Blogging the Night Away

An increasingly popular media activity is the “blog ” or web log that offers instant reportage and opinion directly and instantaneously from the writer to the on-line audience. “Blogging ” allows information to travel unfiltered to a limitless audience, acting as a textual witness to events both earth-shattering as well as banal, from Iraqi battlefields to Hollywood gossip. Increasingly seen as the raw truth, blogs have started to pull the mainstream media around by the nose, as it outscoops and out-maneuvers the slower moving journalistic institutions.
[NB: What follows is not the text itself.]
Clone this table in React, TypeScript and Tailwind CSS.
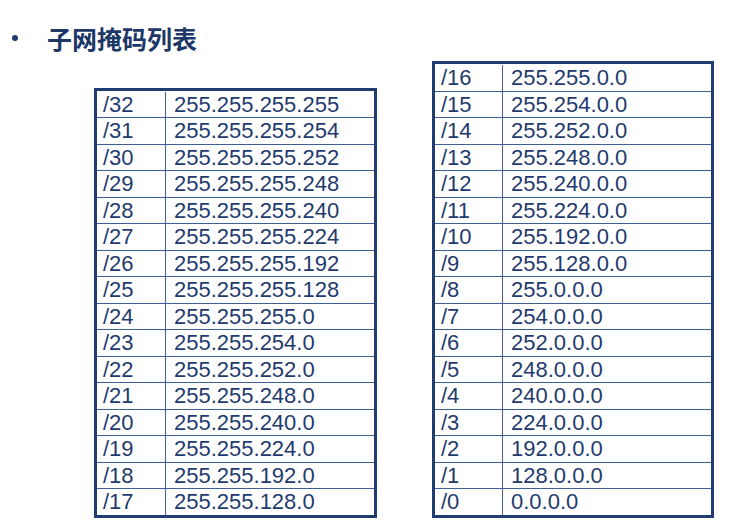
import React from 'react';

const left: [string, string][] = [
  ['/32', '255.255.255.255'],
  ['/31', '255.255.255.254'],
  ['/30', '255.255.255.252'],
  ['/29', '255.255.255.248'],
  ['/28', '255.255.255.240'],
  ['/27', '255.255.255.224'],
  ['/26', '255.255.255.192'],
  ['/25', '255.255.255.128'],
  ['/24', '255.255.255.0'],
  ['/23', '255.255.254.0'],
  ['/22', '255.255.252.0'],
  ['/21', '255.255.248.0'],
  ['/20', '255.255.240.0'],
  ['/19', '255.255.224.0'],
  ['/18', '255.255.192.0'],
  ['/17', '255.255.128.0'],
];

const right: [string, string][] = [
  ['/16', '255.255.0.0'],
  ['/15', '255.254.0.0'],
  ['/14', '255.252.0.0'],
  ['/13', '255.248.0.0'],
  ['/12', '255.240.0.0'],
  ['/11', '255.224.0.0'],
  ['/10', '255.192.0.0'],
  ['/9', '255.128.0.0'],
  ['/8', '255.0.0.0'],
  ['/7', '254.0.0.0'],
  ['/6', '252.0.0.0'],
  ['/5', '248.0.0.0'],
  ['/4', '240.0.0.0'],
  ['/3', '224.0.0.0'],
  ['/2', '192.0.0.0'],
  ['/1', '128.0.0.0'],
  ['/0', '0.0.0.0'],
];

const MaskTable: React.FC<{ rows: [string, string][]; width: string; firstCol: string }> = ({ rows, width, firstCol }) => (
  <div className={`flex flex-col border-[3px] border-[#1f3d70] ${width}`}>
    {rows.map(([prefix, mask], i) => (
      <div
        key={prefix}
        className={`flex h-[26.5px] leading-[25.5px] border-t ${i > 0 ? 'border-[#3d5f92]' : 'border-transparent'}`}
      >
        <div className={`${firstCol} shrink-0 border-r border-[#3d5f92] pl-[6px]`}>{prefix}</div>
        <div className="flex-1 pl-[8px]">{mask}</div>
      </div>
    ))}
  </div>
);

export default function App() {
  return (
    <div
      className="w-[733px] h-[530px] bg-white text-[#1f3b6e] pt-[24px]"
      style={{ fontFamily: '"Liberation Sans", Arial, sans-serif' }}
    >
      {/* Title */}
      <div className="flex items-center h-[28px]">
        <div className="ml-[12px] w-[6px] h-[6px] rounded-full bg-[#1f3b6e]" />
        <h1
          className="ml-[29px] text-[25px] leading-[28px] font-bold text-[#1d3866]"
          style={{ fontFamily: '"Noto Sans CJK SC", sans-serif' }}
        >
          子网掩码列表
        </h1>
      </div>

      {/* Tables */}
      <div className="flex items-end mt-[9px] pl-[94px] gap-[55px] text-[22px]">
        <MaskTable rows={left} width="w-[283px]" firstCol="w-[69px]" />
        <MaskTable rows={right} width="w-[282px]" firstCol="w-[68px]" />
      </div>
    </div>
  );
}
Though the speed at which bloggers post their comments often sacrifices fact-checking, the proven reliability of many blogs has proven disastrous to official spin-meisters, censors and those who prefer to control the flow of information.

The Way Forward

Ultimately, what is the impact of such activities? While some pundits like to dismiss it all as the trivial work of isolated individuals, I believe that the total effect of technopranks is having a substantial impact on public life, with benefits ranging from opening up raw documents directly to the public, to questioning and satirizing powerful interests, to deflating the omnipotent power of corporations and government, to building horizontal links between millions of people. Information, however, is not necessarily power, but must somehow be translated into action. That is the challenge of our age.

1 Atwood, M. (1986). The Handmaid’s Tale. NY; Anchor Books, p. 52.
2 Huxley, A. (1965.) Brave New World Revisited. NY: Harper Row. p, 29.
3 Barber, B. (1984). Strong democracy: Participatory politics for a new age. Berkeley: University of California, p. 247.